By Heather Galloway posted 07-29-2019 14:10

  

This past June I travelled to Minneapolis to help guide a pre-conference session titled “Long-term Expectations for the Care and Management of Public Art” at a meeting for the advocacy group the Americans for the Arts.

The goal was to break attendees into smaller discussions where people could share ideas and experiences from their work in the care of public art. Along with me, the organizers included three administrators involved in the management of public art in New York City, Lexington, KY and Los Angeles, CA. To spark discussion, we started the session with five-minute introductions from all of the organizers presenting their perspective on three topics that arose from our planning discussions:

P is for Public – How do we utilize public input and foster public support?    

The M Word – How do we manage maintenance?

Nothing is Forever – How do we address the realities of art and monuments that are perceived to have outlived their purpose either materialistically or socially?

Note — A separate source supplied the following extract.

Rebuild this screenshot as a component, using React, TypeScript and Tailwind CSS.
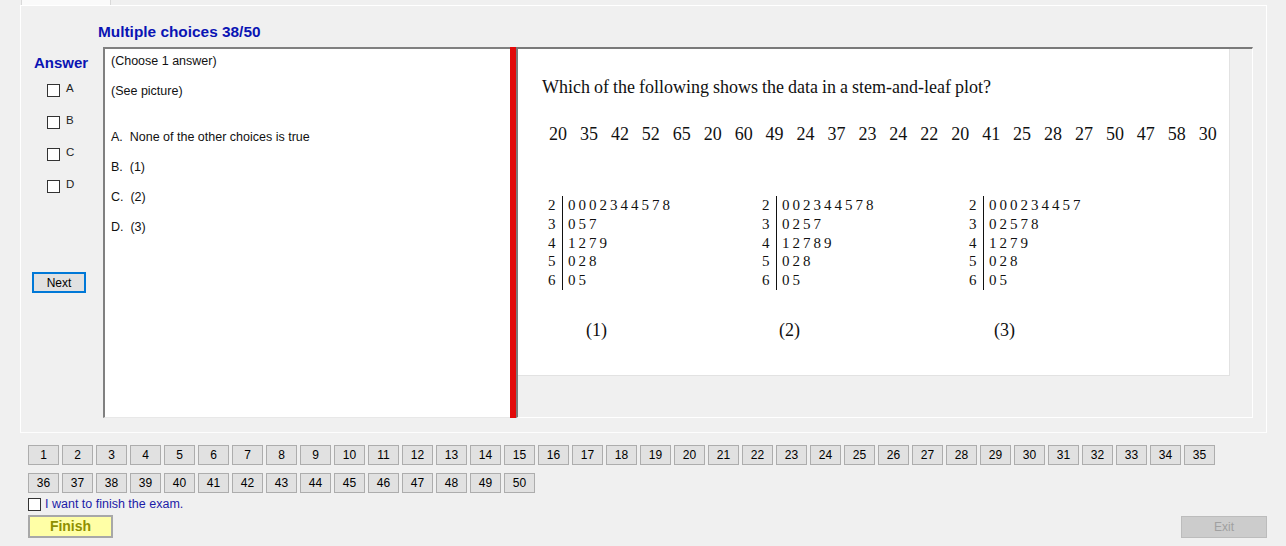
import React from "react";

const row1 = Array.from({ length: 35 }, (_, i) => i + 1);
const row2 = Array.from({ length: 15 }, (_, i) => i + 36);
const data = [20, 35, 42, 52, 65, 20, 60, 49, 24, 37, 23, 24, 22, 20, 41, 25, 28, 27, 50, 47, 58, 30];

const plots = [
  { leaves: ["0002344578", "057", "1279", "028", "05"], w: "w-[214px]", label: "(1)", lm: "ml-[38px]" },
  { leaves: ["002344578", "0257", "12789", "028", "05"], w: "w-[207px]", label: "(2)", lm: "ml-[17px]" },
  { leaves: ["000234457", "02578", "1279", "028", "05"], w: "w-[200px]", label: "(3)", lm: "ml-[25px]" },
];

function Box() {
  return <span className="inline-block w-[13px] h-[13px] border border-[#333333] bg-white shrink-0" />;
}

function NumBtn({ n }: { n: number }) {
  return (
    <div className="w-[31px] h-[20px] bg-[#e1e1e1] border border-[#adadad] flex items-center justify-center text-[12px] text-black leading-none">
      {n}
    </div>
  );
}

export default function App() {
  return (
    <div className="w-[1286px] h-[546px] bg-[#f0f0f0] font-['Liberation_Sans',Arial,sans-serif] overflow-hidden">
      {/* tab header */}
      <div className="h-[5px] flex">
        <div className="ml-[21px] w-[90px] h-[5px] bg-[#fafafa] border-l border-r border-[#d9d9d9]" />
      </div>
      {/* tab page */}
      <div className="ml-[20px] w-[1247px] h-[428px] border border-white border-b-[#fdfdfd] flex flex-col">
        <div className="h-[41px] pl-[77px] pt-[17px] text-[15.4px] leading-[17px] font-bold text-[#0a14b4]">
          Multiple choices 38/50
        </div>
        <div className="flex h-[371px]">
          {/* answer column */}
          <div className="w-[82px] flex flex-col pt-[7px]">
            <div className="ml-[13px] text-[15px] leading-[17px] font-bold text-[#0a14b4]">Answer</div>
            <div className="mt-[3px] flex flex-col">
              {["A", "B", "C", "D"].map((l) => (
                <div key={l} className="h-[32px] flex items-center pl-[26px]">
                  <Box />
                  <span className="ml-[6px] text-[11.5px] text-[#222] leading-none -mt-[2px]">{l}</span>
                </div>
              ))}
            </div>
            <div className="mt-[70px] ml-[11px] w-[54px] h-[21px] border-2 border-[#0078d7] bg-[#e1e1e1] flex items-center justify-center text-[12px] text-black">
              Next
            </div>
          </div>
          {/* left text pane */}
          <div className="w-[407px] h-[371px] bg-white border-t-2 border-l-2 border-[#808080] border-b border-b-[#e8e8e8] pl-[6px] pt-[5px] text-[12.5px] leading-[15px] text-[#111]">
            <div>(Choose 1 answer)</div>
            <div className="mt-[15px]">(See picture)</div>
            <div className="mt-[31px]">A.&nbsp; None of the other choices is true</div>
            <div className="mt-[15px]">B.&nbsp; (1)</div>
            <div className="mt-[15px]">C.&nbsp; (2)</div>
            <div className="mt-[15px]">D.&nbsp; (3)</div>
          </div>
          {/* splitter */}
          <div className="w-[6px] h-[371px] bg-[#e20a0a]" />
          {/* right pane */}
          <div className="w-[737px] h-[371px] bg-[#f0f0f0] border-t-2 border-l-2 border-[#7a7a7a] border-r border-b border-r-white border-b-white">
            <div className="w-[712px] h-[327px] bg-white border-r border-b border-[#e2e2e2] pl-[24px] pt-[28px] font-['Liberation_Serif','Times_New_Roman',serif] text-[#111]">
              <div className="text-[18px] leading-[20px] [word-spacing:-0.5px]">
                Which of the following shows the data in a stem-and-leaf plot?
              </div>
              <div className="mt-[27px] ml-[7px] flex text-[18px] leading-[20px]">
                {data.map((d, i) => (
                  <span key={i} className="w-[30.95px] shrink-0">{d}</span>
                ))}
              </div>
              <div className="mt-[52px] ml-[6px] flex">
                {plots.map((p, i) => (
                  <div key={i} className={`${p.w} flex flex-col`}>
                    <div className="flex text-[15px] leading-[18.75px]">
                      <div className="w-[14px] flex flex-col">
                        {[2, 3, 4, 5, 6].map((s) => (
                          <span key={s}>{s}</span>
                        ))}
                      </div>
                      <div className="border-l border-[#111] pl-[5px] flex flex-col tracking-[3px]">
                        {p.leaves.map((l, j) => (
                          <span key={j}>{l}</span>
                        ))}
                      </div>
                    </div>
                    <div className={`${p.lm} mt-[30px] text-[18px] leading-[20px]`}>{p.label}</div>
                  </div>
                ))}
              </div>
            </div>
          </div>
        </div>
      </div>
      {/* bottom */}
      <div className="pl-[28px] pt-[12px] flex flex-col">
        <div className="flex gap-[3px]">
          {row1.map((n) => (
            <NumBtn key={n} n={n} />
          ))}
        </div>
        <div className="flex gap-[3px] mt-[8px]">
          {row2.map((n) => (
            <NumBtn key={n} n={n} />
          ))}
        </div>
        <div className="flex items-center mt-[4px] h-[14px]">
          <Box />
          <span className="ml-[4px] text-[12.5px] leading-none text-[#1c1ca8]">I want to finish the exam.</span>
        </div>
        <div className="flex justify-between items-center mt-[4px] pr-[19px]">
          <div className="w-[85px] h-[23px] border-2 border-[#a8a8a8] bg-[#ffffa6] flex items-center justify-center text-[14px] font-bold text-[#8f8f00]">
            Finish
          </div>
          <div className="w-[86px] h-[22px] border border-[#bcbcbc] bg-[#cccccc] flex items-center justify-center text-[12px] text-[#a0a0a0]">
            Exit
          </div>
        </div>
      </div>
    </div>
  );
}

As the only conservator amongst the organizers and probably the only conservator at the session, I focused my time on introducing AIC and what it could offer them in attaining their goals. With only five minutes I had to be concise and focused on the following essentials: 

  1. That we were professionally organized, and that the AIC website could help them find us with the Find a Conservator function.
  2. That we understood that they needed to rely on a variety of help and that we wanted all members of their team to have our best professional advice. For that, FAIC supports the website Connecting to Collections Care. On that website they could find free webinars, low-cost courses and a community platform where they could pose questions that were monitored by volunteer conservators.
  3. That we were willing to discuss with them ways to address the possibility of obsolescence in public art and monuments whether it is having to deaccession objects due to safety hazards posed by poorly aging materials or safely removing or covering monuments that have fallen out of favor.

In preparation for my part I tried to revisit my own experiences in the maintenance of public murals and monuments and to reacquaint myself with larger campaigns of public outreach, such as Save Outdoor Sculpture and Rescue Public Murals. SOS and Rescue Public Murals were efforts begun by Heritage Preservation, which closed in 2015, and are no longer maintained. That fact alone can help demonstrate why administrators who oversee the hiring of conservators and other collection care personnel consider maintenance the “M word”. Establishing a public art project, just like establishing public outreach campaign, is hard and then comes the work of maintaining them. It requires continual update and effort and all constituents can lose interest. 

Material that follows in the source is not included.